WHAT TO PRODUCE => Work through the data line by line, gathering every line that has the word "screenshot".

PROVIDED ENTRIES =>
************

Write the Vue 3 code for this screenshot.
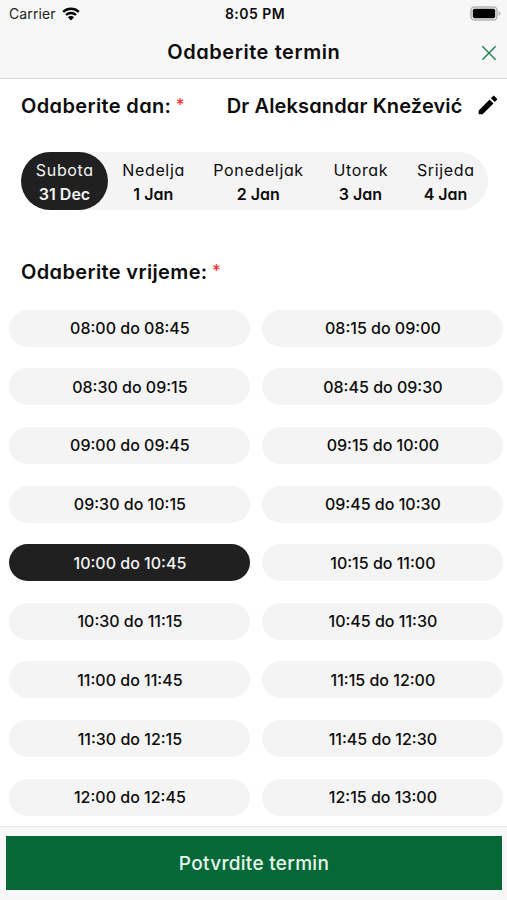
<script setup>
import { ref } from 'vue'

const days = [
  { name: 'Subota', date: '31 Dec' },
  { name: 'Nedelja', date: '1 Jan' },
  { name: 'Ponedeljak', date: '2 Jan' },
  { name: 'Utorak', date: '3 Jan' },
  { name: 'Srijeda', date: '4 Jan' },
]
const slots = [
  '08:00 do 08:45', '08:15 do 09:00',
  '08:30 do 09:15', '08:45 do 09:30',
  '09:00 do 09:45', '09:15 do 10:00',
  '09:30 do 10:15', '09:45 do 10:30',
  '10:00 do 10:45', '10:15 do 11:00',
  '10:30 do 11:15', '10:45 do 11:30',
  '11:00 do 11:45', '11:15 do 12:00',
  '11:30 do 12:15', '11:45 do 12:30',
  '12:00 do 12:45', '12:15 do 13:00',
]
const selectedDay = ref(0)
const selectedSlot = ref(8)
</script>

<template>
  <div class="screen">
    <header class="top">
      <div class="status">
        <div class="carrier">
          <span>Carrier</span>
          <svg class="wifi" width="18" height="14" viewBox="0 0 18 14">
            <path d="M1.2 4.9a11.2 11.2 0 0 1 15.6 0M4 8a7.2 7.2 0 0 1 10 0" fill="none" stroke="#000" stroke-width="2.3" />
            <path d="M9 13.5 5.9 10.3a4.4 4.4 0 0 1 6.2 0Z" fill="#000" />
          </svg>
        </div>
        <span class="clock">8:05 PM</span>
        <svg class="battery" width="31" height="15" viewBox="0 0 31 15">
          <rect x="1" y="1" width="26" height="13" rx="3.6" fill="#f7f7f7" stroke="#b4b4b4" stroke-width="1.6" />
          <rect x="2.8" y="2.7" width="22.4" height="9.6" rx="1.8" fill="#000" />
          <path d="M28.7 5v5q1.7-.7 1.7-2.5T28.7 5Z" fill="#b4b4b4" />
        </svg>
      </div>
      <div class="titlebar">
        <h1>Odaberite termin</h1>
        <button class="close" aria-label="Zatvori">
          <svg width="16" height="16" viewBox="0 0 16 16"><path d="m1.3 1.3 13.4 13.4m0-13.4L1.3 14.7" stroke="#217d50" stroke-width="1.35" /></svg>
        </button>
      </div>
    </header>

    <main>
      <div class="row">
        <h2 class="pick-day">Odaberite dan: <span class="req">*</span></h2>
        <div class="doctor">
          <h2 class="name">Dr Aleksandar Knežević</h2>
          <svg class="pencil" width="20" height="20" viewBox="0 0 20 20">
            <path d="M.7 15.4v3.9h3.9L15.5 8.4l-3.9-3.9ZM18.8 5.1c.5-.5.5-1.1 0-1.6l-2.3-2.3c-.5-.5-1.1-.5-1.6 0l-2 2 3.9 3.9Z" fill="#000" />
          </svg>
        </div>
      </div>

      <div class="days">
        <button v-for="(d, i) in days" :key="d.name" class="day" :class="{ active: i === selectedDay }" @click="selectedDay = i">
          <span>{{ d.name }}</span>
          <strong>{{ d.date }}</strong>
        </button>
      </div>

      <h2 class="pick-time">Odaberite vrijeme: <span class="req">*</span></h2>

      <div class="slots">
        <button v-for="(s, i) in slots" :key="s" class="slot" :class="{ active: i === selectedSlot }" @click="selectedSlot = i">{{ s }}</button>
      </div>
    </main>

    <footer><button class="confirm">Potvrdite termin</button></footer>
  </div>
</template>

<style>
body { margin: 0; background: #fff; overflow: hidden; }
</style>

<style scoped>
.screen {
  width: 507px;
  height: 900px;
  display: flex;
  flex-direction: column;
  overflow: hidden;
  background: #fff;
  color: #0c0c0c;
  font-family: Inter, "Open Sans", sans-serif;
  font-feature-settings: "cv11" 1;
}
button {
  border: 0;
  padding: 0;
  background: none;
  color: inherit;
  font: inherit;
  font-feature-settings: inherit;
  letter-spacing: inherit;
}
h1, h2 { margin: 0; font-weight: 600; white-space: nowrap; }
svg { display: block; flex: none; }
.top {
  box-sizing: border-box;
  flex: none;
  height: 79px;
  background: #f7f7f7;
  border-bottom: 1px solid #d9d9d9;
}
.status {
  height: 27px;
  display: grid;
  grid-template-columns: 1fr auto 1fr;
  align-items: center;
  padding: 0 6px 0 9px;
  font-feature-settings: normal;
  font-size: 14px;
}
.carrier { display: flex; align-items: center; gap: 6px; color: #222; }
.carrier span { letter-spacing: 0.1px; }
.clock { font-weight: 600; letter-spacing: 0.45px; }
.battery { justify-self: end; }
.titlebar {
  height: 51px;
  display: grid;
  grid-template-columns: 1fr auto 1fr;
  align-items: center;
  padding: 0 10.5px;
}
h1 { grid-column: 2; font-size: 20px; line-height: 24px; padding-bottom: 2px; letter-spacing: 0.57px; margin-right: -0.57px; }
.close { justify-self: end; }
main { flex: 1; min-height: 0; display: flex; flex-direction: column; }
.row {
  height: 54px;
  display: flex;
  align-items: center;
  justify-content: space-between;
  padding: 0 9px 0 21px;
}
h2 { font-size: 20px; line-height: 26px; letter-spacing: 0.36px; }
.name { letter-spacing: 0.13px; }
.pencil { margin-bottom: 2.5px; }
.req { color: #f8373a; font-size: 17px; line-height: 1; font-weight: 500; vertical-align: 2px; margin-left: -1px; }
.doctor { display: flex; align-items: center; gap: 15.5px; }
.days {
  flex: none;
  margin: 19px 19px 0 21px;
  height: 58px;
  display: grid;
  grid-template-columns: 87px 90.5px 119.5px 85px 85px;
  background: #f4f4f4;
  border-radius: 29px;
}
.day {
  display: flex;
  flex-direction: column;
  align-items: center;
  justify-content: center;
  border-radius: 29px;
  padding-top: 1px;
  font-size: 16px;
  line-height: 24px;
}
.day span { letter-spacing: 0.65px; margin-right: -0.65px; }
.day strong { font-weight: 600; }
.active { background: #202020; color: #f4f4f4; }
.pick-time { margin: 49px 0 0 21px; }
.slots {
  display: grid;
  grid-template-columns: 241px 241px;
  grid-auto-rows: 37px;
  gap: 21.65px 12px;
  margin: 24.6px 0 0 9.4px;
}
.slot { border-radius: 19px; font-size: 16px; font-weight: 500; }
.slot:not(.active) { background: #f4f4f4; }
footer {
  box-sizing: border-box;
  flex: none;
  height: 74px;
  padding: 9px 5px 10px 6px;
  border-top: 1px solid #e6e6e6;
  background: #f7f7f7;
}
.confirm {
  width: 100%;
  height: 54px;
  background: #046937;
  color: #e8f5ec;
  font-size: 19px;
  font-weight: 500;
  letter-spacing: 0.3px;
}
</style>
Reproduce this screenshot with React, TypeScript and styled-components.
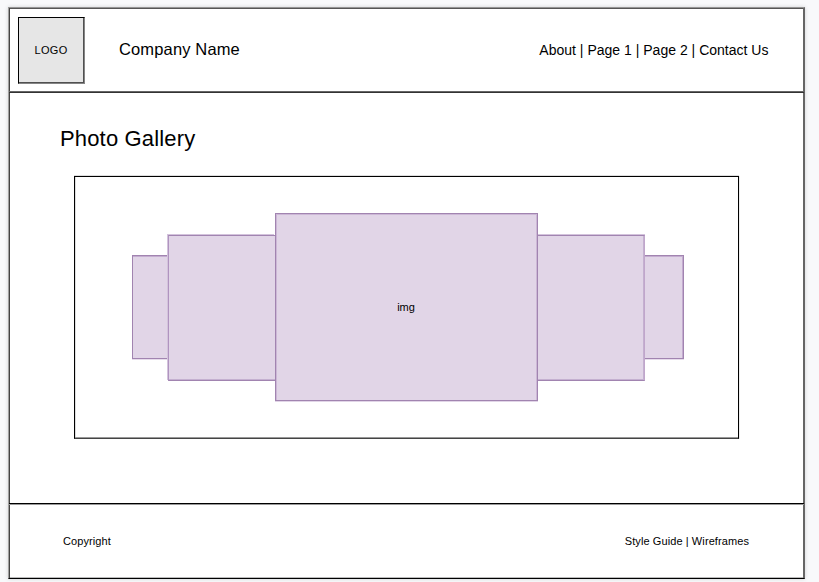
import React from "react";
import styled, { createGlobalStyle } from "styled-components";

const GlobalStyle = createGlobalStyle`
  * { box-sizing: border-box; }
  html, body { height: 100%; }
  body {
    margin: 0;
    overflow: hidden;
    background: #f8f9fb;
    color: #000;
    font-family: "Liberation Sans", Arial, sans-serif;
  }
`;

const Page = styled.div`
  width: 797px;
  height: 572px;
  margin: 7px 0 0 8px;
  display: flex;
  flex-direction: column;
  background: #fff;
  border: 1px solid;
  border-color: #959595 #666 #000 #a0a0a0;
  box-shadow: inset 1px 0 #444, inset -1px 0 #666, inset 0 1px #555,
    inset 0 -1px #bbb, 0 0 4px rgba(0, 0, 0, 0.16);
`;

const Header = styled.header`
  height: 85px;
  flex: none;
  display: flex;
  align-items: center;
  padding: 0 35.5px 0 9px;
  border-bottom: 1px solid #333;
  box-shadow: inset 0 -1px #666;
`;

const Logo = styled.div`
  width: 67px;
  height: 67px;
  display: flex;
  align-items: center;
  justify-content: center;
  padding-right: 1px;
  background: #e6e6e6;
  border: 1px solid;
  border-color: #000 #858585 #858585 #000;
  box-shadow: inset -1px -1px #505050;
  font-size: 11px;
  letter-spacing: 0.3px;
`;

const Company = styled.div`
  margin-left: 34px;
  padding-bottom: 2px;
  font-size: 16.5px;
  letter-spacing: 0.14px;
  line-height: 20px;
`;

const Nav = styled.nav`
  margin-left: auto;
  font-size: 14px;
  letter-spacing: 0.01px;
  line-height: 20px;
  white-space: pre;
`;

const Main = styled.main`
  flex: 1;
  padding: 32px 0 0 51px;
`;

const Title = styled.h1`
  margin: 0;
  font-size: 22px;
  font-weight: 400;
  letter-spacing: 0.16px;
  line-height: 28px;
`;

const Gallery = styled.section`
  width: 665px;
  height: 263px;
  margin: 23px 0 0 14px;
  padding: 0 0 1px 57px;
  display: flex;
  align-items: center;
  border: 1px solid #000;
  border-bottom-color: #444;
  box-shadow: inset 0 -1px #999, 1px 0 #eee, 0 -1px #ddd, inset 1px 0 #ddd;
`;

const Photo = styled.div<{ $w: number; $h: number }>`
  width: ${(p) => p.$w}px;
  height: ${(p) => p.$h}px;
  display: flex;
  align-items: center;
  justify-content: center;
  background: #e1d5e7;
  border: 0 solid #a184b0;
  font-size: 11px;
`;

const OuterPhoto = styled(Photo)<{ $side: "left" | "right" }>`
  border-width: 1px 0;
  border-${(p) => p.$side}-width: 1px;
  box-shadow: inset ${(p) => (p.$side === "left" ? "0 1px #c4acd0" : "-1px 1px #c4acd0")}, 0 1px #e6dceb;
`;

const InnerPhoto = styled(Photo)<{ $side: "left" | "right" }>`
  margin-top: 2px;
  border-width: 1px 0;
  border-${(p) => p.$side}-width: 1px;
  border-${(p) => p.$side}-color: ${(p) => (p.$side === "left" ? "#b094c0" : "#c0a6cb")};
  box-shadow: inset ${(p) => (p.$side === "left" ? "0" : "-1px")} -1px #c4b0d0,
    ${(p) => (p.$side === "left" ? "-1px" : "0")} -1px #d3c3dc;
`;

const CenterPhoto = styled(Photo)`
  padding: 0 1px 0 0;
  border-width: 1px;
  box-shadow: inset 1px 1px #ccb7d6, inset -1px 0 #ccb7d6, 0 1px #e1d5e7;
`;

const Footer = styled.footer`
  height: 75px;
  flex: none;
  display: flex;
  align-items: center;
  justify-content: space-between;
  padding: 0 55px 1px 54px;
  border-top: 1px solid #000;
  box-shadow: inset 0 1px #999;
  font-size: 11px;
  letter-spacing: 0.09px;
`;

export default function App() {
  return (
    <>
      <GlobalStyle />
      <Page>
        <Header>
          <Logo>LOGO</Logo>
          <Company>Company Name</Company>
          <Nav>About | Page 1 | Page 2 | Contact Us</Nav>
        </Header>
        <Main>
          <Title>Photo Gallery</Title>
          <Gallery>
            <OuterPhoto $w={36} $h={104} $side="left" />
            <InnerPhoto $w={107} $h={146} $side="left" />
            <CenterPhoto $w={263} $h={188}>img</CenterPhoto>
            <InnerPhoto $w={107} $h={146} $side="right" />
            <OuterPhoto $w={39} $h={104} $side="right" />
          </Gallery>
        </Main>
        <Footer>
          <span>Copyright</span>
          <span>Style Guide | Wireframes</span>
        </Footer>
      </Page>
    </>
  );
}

************

OUTPUT BELOW =>
Write the Vue 3 code for this screenshot.
Reproduce this screenshot with React, TypeScript and styled-components.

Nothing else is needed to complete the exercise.